Short exercise: Write the material out again in full, word for word. Do not include the pictures.

Provided material:

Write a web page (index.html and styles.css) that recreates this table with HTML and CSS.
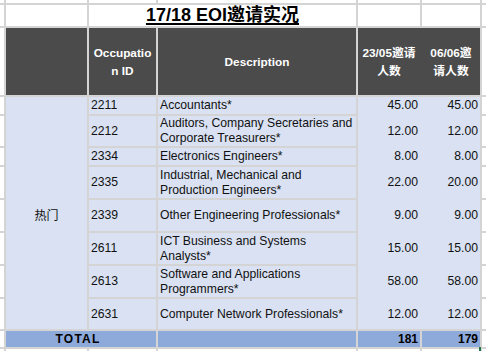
FILE: index.html
```html
<!DOCTYPE html>
<html lang="zh">
<head>
<meta charset="utf-8">
<title>17/18 EOI邀请实况</title>
<link rel="stylesheet" href="styles.css">
</head>
<body>
<div class="sheet">
  <!-- top sliver row -->
  <div class="c"></div><div class="c"></div><div class="c"></div><div class="c"></div><div class="c"></div><div class="c"></div><div class="c"></div>

  <!-- title row -->
  <div class="c"></div>
  <div class="c"></div>
  <div class="c title"><span class="title-text">17/18 EOI邀请实况</span></div>
  <div class="c"></div>
  <div class="c"></div>
  <div class="c"></div>

  <!-- header row -->
  <div class="c"></div>
  <div class="hd"></div>
  <div class="hd">Occupatio<br>n ID</div>
  <div class="hd">Description</div>
  <div class="hd-pair">
    <div class="hd">23/05邀请<br>人数</div>
    <div class="hd">06/06邀<br>请人数</div>
  </div>
  <div class="c"></div>

  <!-- merged cells of the data block -->
  <div class="grp">热门</div>
  <div class="nums">
    <div class="num">45.00</div><div class="num">45.00</div>
    <div class="num">12.00</div><div class="num">12.00</div>
    <div class="num">8.00</div><div class="num">8.00</div>
    <div class="num">22.00</div><div class="num">20.00</div>
    <div class="num">9.00</div><div class="num">9.00</div>
    <div class="num">15.00</div><div class="num">15.00</div>
    <div class="num">58.00</div><div class="num">58.00</div>
    <div class="num">12.00</div><div class="num">12.00</div>
  </div>

  <div class="c"></div><div class="d">2211</div><div class="d">Accountants*</div><div class="c"></div>
  <div class="c"></div><div class="d">2212</div><div class="d">Auditors, Company Secretaries and Corporate Treasurers*</div><div class="c"></div>
  <div class="c"></div><div class="d">2334</div><div class="d">Electronics Engineers*</div><div class="c"></div>
  <div class="c"></div><div class="d">2335</div><div class="d">Industrial, Mechanical and Production Engineers*</div><div class="c"></div>
  <div class="c"></div><div class="d">2339</div><div class="d">Other Engineering Professionals*</div><div class="c"></div>
  <div class="c"></div><div class="d">2611</div><div class="d">ICT Business and Systems Analysts*</div><div class="c"></div>
  <div class="c"></div><div class="d">2613</div><div class="d">Software and Applications Programmers*</div><div class="c"></div>
  <div class="c"></div><div class="d">2631</div><div class="d">Computer Network Professionals*</div><div class="c"></div>

  <!-- total row -->
  <div class="c"></div>
  <div class="tot tot-label">TOTAL</div>
  <div class="tot"></div>
  <div class="tot tot-num">181</div>
  <div class="tot tot-num">179</div>
  <div class="c"></div>

  <!-- bottom sliver row -->
  <div class="c"></div><div class="c"></div><div class="c"></div><div class="c"></div><div class="c"></div><div class="c"></div><div class="c"></div>

  <div class="sel"></div>
</div>
</body>
</html>
```

FILE: styles.css
```css
html, body {
  margin: 0;
  padding: 0;
  background: #ffffff;
}

body {
  width: 486px;
  height: 351px;
  overflow: hidden;
  font-family: "Liberation Sans", Arial, "Noto Sans CJK SC", sans-serif;
  color: #111111;
}

.sheet {
  position: relative;
  display: grid;
  grid-template-columns: 4px 81px 67px 198px 62px 58px 1fr;
  grid-template-rows: 3px 21px 67px 17px 30px 17px 31px 31px 31px 31px 30px 16px 1fr;
  gap: 2px;
  height: 351px;
  background: #d4d4d4;
}

.c {
  background: #ffffff;
}

.title {
  grid-column: span 2;
  display: flex;
  align-items: center;
  justify-content: center;
}

.title-text {
  font-size: 18px;
  line-height: 21px;
  font-weight: bold;
  color: #000000;
  text-decoration: underline;
  text-decoration-thickness: 2px;
  text-underline-offset: 2px;
}

.hd {
  background: #4b4b4b;
  color: #ffffff;
  font-weight: bold;
  font-size: 11.8px;
  line-height: 18px;
  display: flex;
  align-items: center;
  justify-content: center;
  text-align: center;
}

.hd-pair {
  grid-column: span 2;
  background: #4b4b4b;
  display: grid;
  grid-template-columns: 62px 58px;
  column-gap: 2px;
}

.grp {
  grid-column: 2;
  grid-row: 4 / span 8;
  background: #d9e1f2;
  display: flex;
  align-items: center;
  justify-content: center;
  font-size: 12px;
  padding-top: 3px;
}

.nums {
  grid-column: 5 / span 2;
  grid-row: 4 / span 8;
  background: #d9e1f2;
  display: grid;
  grid-template-columns: 62px 58px;
  grid-template-rows: 17px 30px 17px 31px 31px 31px 31px 30px;
  gap: 2px;
}

.num {
  display: flex;
  align-items: center;
  justify-content: flex-end;
  padding-right: 2px;
  font-size: 12.2px;
  line-height: 15px;
}

.d {
  background: #d9e1f2;
  display: flex;
  align-items: center;
  padding-left: 2px;
  font-size: 12.2px;
  line-height: 15px;
}

.tot {
  background: #8eaadb;
  font-weight: bold;
  font-size: 12px;
  line-height: 16px;
  color: #000000;
}

.tot-label {
  grid-column: span 2;
  text-align: center;
  letter-spacing: 1.2px;
  padding-right: 6px;
}

.tot-num {
  text-align: right;
  padding-right: 2px;
}

.sel {
  position: absolute;
  left: 479px;
  top: 347px;
  width: 2px;
  height: 4px;
  background: #217346;
}
```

Solution to this task:
Write a web page (index.html and styles.css) that recreates this table with HTML and CSS.
FILE: index.html
```html
<!DOCTYPE html>
<html lang="zh">
<head>
<meta charset="utf-8">
<title>17/18 EOI邀请实况</title>
<link rel="stylesheet" href="styles.css">
</head>
<body>
<div class="sheet">
  <!-- top sliver row -->
  <div class="c"></div><div class="c"></div><div class="c"></div><div class="c"></div><div class="c"></div><div class="c"></div><div class="c"></div>

  <!-- title row -->
  <div class="c"></div>
  <div class="c"></div>
  <div class="c title"><span class="title-text">17/18 EOI邀请实况</span></div>
  <div class="c"></div>
  <div class="c"></div>
  <div class="c"></div>

  <!-- header row -->
  <div class="c"></div>
  <div class="hd"></div>
  <div class="hd">Occupatio<br>n ID</div>
  <div class="hd">Description</div>
  <div class="hd-pair">
    <div class="hd">23/05邀请<br>人数</div>
    <div class="hd">06/06邀<br>请人数</div>
  </div>
  <div class="c"></div>

  <!-- merged cells of the data block -->
  <div class="grp">热门</div>
  <div class="nums">
    <div class="num">45.00</div><div class="num">45.00</div>
    <div class="num">12.00</div><div class="num">12.00</div>
    <div class="num">8.00</div><div class="num">8.00</div>
    <div class="num">22.00</div><div class="num">20.00</div>
    <div class="num">9.00</div><div class="num">9.00</div>
    <div class="num">15.00</div><div class="num">15.00</div>
    <div class="num">58.00</div><div class="num">58.00</div>
    <div class="num">12.00</div><div class="num">12.00</div>
  </div>

  <div class="c"></div><div class="d">2211</div><div class="d">Accountants*</div><div class="c"></div>
  <div class="c"></div><div class="d">2212</div><div class="d">Auditors, Company Secretaries and Corporate Treasurers*</div><div class="c"></div>
  <div class="c"></div><div class="d">2334</div><div class="d">Electronics Engineers*</div><div class="c"></div>
  <div class="c"></div><div class="d">2335</div><div class="d">Industrial, Mechanical and Production Engineers*</div><div class="c"></div>
  <div class="c"></div><div class="d">2339</div><div class="d">Other Engineering Professionals*</div><div class="c"></div>
  <div class="c"></div><div class="d">2611</div><div class="d">ICT Business and Systems Analysts*</div><div class="c"></div>
  <div class="c"></div><div class="d">2613</div><div class="d">Software and Applications Programmers*</div><div class="c"></div>
  <div class="c"></div><div class="d">2631</div><div class="d">Computer Network Professionals*</div><div class="c"></div>

  <!-- total row -->
  <div class="c"></div>
  <div class="tot tot-label">TOTAL</div>
  <div class="tot"></div>
  <div class="tot tot-num">181</div>
  <div class="tot tot-num">179</div>
  <div class="c"></div>

  <!-- bottom sliver row -->
  <div class="c"></div><div class="c"></div><div class="c"></div><div class="c"></div><div class="c"></div><div class="c"></div><div class="c"></div>

  <div class="sel"></div>
</div>
</body>
</html>
```

FILE: styles.css
```css
html, body {
  margin: 0;
  padding: 0;
  background: #ffffff;
}

body {
  width: 486px;
  height: 351px;
  overflow: hidden;
  font-family: "Liberation Sans", Arial, "Noto Sans CJK SC", sans-serif;
  color: #111111;
}

.sheet {
  position: relative;
  display: grid;
  grid-template-columns: 4px 81px 67px 198px 62px 58px 1fr;
  grid-template-rows: 3px 21px 67px 17px 30px 17px 31px 31px 31px 31px 30px 16px 1fr;
  gap: 2px;
  height: 351px;
  background: #d4d4d4;
}

.c {
  background: #ffffff;
}

.title {
  grid-column: span 2;
  display: flex;
  align-items: center;
  justify-content: center;
}

.title-text {
  font-size: 18px;
  line-height: 21px;
  font-weight: bold;
  color: #000000;
  text-decoration: underline;
  text-decoration-thickness: 2px;
  text-underline-offset: 2px;
}

.hd {
  background: #4b4b4b;
  color: #ffffff;
  font-weight: bold;
  font-size: 11.8px;
  line-height: 18px;
  display: flex;
  align-items: center;
  justify-content: center;
  text-align: center;
}

.hd-pair {
  grid-column: span 2;
  background: #4b4b4b;
  display: grid;
  grid-template-columns: 62px 58px;
  column-gap: 2px;
}

.grp {
  grid-column: 2;
  grid-row: 4 / span 8;
  background: #d9e1f2;
  display: flex;
  align-items: center;
  justify-content: center;
  font-size: 12px;
  padding-top: 3px;
}

.nums {
  grid-column: 5 / span 2;
  grid-row: 4 / span 8;
  background: #d9e1f2;
  display: grid;
  grid-template-columns: 62px 58px;
  grid-template-rows: 17px 30px 17px 31px 31px 31px 31px 30px;
  gap: 2px;
}

.num {
  display: flex;
  align-items: center;
  justify-content: flex-end;
  padding-right: 2px;
  font-size: 12.2px;
  line-height: 15px;
}

.d {
  background: #d9e1f2;
  display: flex;
  align-items: center;
  padding-left: 2px;
  font-size: 12.2px;
  line-height: 15px;
}

.tot {
  background: #8eaadb;
  font-weight: bold;
  font-size: 12px;
  line-height: 16px;
  color: #000000;
}

.tot-label {
  grid-column: span 2;
  text-align: center;
  letter-spacing: 1.2px;
  padding-right: 6px;
}

.tot-num {
  text-align: right;
  padding-right: 2px;
}

.sel {
  position: absolute;
  left: 479px;
  top: 347px;
  width: 2px;
  height: 4px;
  background: #217346;
}
```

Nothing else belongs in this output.